I watch the Superbowl for the game. However, if I’m well prepared and I’ve got my snacks and beer out in front of me before kickoff, I watch commercials, too.
This year, the commercials reminded me of prom royalty who all accidentally wore the same dress. Dockers wants men to “wear the pants.” Dodge believes you are a spineless yes-man who only feels strong while driving. FloTv personal televisions are a cure for men whose girlfriends have removed their spines. Did some memo circulate Madison on Avenue this year? “During a recession, males feel shame. Tell them your product will restore manhood.”
It isn’t just the Superbowl. There’s a new company called “Man Cave” that sells grilling products to men using the business model from Mary-K makeup and tupperware—have little parties, convince men they aren’t manly, and tell them your products will make the difference. Man Cave has a set of fake rules like “a man never turns down a free beer.” Now, I’m a big fan of free beer. I work at a bar. I’ve played a lot of rugby. I love free beer. But I drank beer long before I was a man. Being a man has nothing to do with what brand spatula you use or what beer you drink. Being a man means doing what’s right, even when it’s difficult.
I think we’ve witnessed a gradual wimpening of American culture, in which being a man is somehow associated with acting like a child. Selfish frat boy culture infected America’s most powerful businesses and politicians. Meanwhile, every immature schulb on tv dates some hot, inexplicably tolerant mother-figure. Advertisers even call expensive machines like four-wheelers “big boy toys.” Pop culture’s new vision of normal is the fifty-year old little boy.
There’s another ad campaign, for Diesel designer jeans. The ad reads, “smart has the brains, stupid has the balls.” May I suggest that no one wearing $145 jeans has the right to lecture me about balls? True courage requires intelligence. A lot of football is about just that, intelligence under pressure. Courage means knowing the risks and acting anyway. Berate brains all you want, but guts means knowing what you’re getting into.
Now, I don’t always make bright decisions. I enjoy snowmachines and four-wheelers as much as the next guy. In fact, I can operate a front-end loader and gut a fish, and I have performed first aid in the back-country and have acquitted myself well in bear and moose encounters. But what I did in the past doesn’t make me a man. Being a man means steeling your principles, glaring down reality, and dealing with it.

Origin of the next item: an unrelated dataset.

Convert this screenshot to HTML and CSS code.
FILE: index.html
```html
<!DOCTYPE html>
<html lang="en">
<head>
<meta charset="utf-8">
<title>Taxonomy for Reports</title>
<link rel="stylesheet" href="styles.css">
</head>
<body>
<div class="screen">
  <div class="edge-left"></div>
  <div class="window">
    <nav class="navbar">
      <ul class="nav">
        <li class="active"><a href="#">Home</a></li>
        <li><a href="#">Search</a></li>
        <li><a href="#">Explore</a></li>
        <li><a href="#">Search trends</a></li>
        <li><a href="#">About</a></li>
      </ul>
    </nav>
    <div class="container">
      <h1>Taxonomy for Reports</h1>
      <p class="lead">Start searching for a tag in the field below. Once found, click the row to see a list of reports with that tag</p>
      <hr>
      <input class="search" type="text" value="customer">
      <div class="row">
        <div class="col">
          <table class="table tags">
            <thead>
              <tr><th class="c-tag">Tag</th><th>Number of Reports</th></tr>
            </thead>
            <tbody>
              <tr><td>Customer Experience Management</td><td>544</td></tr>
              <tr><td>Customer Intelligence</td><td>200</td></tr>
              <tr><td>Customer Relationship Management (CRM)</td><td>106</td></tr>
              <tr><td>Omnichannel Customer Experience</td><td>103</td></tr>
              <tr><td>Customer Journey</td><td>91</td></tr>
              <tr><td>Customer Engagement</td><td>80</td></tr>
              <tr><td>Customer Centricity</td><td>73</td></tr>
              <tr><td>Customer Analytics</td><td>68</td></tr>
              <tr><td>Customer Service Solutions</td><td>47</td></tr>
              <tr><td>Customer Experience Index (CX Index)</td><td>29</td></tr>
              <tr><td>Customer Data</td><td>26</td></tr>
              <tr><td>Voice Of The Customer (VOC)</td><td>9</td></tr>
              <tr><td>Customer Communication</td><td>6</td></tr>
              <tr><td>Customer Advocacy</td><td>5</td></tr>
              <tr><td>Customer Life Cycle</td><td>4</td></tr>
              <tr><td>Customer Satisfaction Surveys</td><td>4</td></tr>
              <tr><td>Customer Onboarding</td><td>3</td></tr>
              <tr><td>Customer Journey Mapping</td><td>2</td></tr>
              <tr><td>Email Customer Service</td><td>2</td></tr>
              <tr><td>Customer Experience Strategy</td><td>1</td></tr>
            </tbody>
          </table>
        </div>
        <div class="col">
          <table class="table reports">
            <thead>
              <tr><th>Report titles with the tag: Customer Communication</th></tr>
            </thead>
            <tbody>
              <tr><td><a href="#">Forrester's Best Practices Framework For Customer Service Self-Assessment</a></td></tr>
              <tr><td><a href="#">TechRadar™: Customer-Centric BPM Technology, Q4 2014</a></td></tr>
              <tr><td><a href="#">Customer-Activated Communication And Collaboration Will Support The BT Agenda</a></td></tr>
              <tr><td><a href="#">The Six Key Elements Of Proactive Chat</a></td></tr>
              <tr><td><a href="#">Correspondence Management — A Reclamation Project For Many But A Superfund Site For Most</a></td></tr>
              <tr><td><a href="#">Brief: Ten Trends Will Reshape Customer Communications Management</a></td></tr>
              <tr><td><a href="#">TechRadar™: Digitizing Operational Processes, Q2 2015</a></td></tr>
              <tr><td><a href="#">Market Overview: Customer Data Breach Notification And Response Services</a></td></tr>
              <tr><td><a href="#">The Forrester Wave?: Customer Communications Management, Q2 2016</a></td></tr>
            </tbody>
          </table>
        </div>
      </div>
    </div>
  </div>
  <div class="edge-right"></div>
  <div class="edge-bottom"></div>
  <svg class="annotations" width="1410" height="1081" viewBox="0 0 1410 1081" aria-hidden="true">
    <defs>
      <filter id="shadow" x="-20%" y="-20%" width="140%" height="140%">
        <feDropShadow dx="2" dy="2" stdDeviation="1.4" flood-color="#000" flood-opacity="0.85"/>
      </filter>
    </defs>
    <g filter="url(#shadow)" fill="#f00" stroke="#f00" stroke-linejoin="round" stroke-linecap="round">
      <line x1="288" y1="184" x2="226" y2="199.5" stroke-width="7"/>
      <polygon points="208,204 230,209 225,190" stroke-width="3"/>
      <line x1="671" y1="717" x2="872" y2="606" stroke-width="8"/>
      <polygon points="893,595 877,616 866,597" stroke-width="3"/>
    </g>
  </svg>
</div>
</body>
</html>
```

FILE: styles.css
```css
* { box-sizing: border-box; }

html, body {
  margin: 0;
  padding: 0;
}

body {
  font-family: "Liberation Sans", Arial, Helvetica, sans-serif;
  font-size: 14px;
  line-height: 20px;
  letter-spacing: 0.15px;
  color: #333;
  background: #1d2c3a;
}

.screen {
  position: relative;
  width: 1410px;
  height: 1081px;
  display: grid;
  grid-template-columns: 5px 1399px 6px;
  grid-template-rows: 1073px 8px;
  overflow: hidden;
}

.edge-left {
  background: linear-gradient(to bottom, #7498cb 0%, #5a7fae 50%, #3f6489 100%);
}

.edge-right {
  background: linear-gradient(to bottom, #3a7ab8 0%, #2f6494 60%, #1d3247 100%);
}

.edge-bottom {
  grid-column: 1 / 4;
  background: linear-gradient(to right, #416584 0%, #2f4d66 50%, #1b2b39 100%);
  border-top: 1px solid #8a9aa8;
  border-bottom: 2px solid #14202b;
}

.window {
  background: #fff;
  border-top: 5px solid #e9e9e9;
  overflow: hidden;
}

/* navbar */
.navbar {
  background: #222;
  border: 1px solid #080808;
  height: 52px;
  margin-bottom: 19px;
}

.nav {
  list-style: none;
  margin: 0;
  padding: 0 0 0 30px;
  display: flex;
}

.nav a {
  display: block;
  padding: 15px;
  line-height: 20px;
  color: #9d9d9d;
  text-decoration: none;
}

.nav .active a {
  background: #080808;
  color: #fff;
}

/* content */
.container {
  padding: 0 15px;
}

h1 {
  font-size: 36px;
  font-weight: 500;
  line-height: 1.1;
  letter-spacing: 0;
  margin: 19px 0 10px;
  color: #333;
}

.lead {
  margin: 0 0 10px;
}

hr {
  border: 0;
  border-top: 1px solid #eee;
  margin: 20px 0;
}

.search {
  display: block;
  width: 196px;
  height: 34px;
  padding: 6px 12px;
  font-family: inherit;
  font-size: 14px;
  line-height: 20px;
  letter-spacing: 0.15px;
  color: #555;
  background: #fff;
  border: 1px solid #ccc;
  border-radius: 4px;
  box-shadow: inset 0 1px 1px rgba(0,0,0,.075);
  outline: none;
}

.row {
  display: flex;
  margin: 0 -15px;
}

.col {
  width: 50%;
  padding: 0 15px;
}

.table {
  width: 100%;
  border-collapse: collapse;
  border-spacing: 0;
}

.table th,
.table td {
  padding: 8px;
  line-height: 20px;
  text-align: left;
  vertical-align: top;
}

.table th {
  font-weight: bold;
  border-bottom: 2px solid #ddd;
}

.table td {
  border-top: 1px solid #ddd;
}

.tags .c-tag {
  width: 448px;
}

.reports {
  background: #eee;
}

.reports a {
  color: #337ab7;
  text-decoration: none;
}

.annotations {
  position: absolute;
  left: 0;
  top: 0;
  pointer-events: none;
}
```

Advertisers aren’t alone. Political pundits love childishness. Whole campaigns translate to “do you feel weak, vulnerable, pushed around? A vote for me is like buying your balls back!” They sell moral compromise as “common sense” that experienced guys will get. They bully those who point out that the world is complex. If you don’t understand it, they say it doesn’t mean you’re ignorant—just listen to their simple version, and assume anything more complicated is a lie.
Being a man is not about what you buy or who you vote for. It is about the person you have forged yourself into. For years, our country was run by a group of grown children, playing moral-historical dress-up in times that weren’t grand enough to live up to their own self-regard. (A phrase I must credit to Josh Marshall.) They were cowards who surrendered American freedoms the minute something frightened them.They pulled American citizens from their homes on nothing more than suspicion, held them without trial and tortured them in secret prisons. They did medical experiments on prisoners and locked them in camps away from their families. Then, they tried to make us ignore it by saying that Arab-Americans aren’t “real” Americans like you and me. They sunk to acts no western culture has since World War two, because they were cowering with fear and they needed to feel safe. I’ll say it right now: torture is pussy shit. It’s un-American and cowardly, and it will remain so no matter how many fat guys on tv pretend it’s up for debate.
No pitchman in the world can make you a man. That’s the whole point.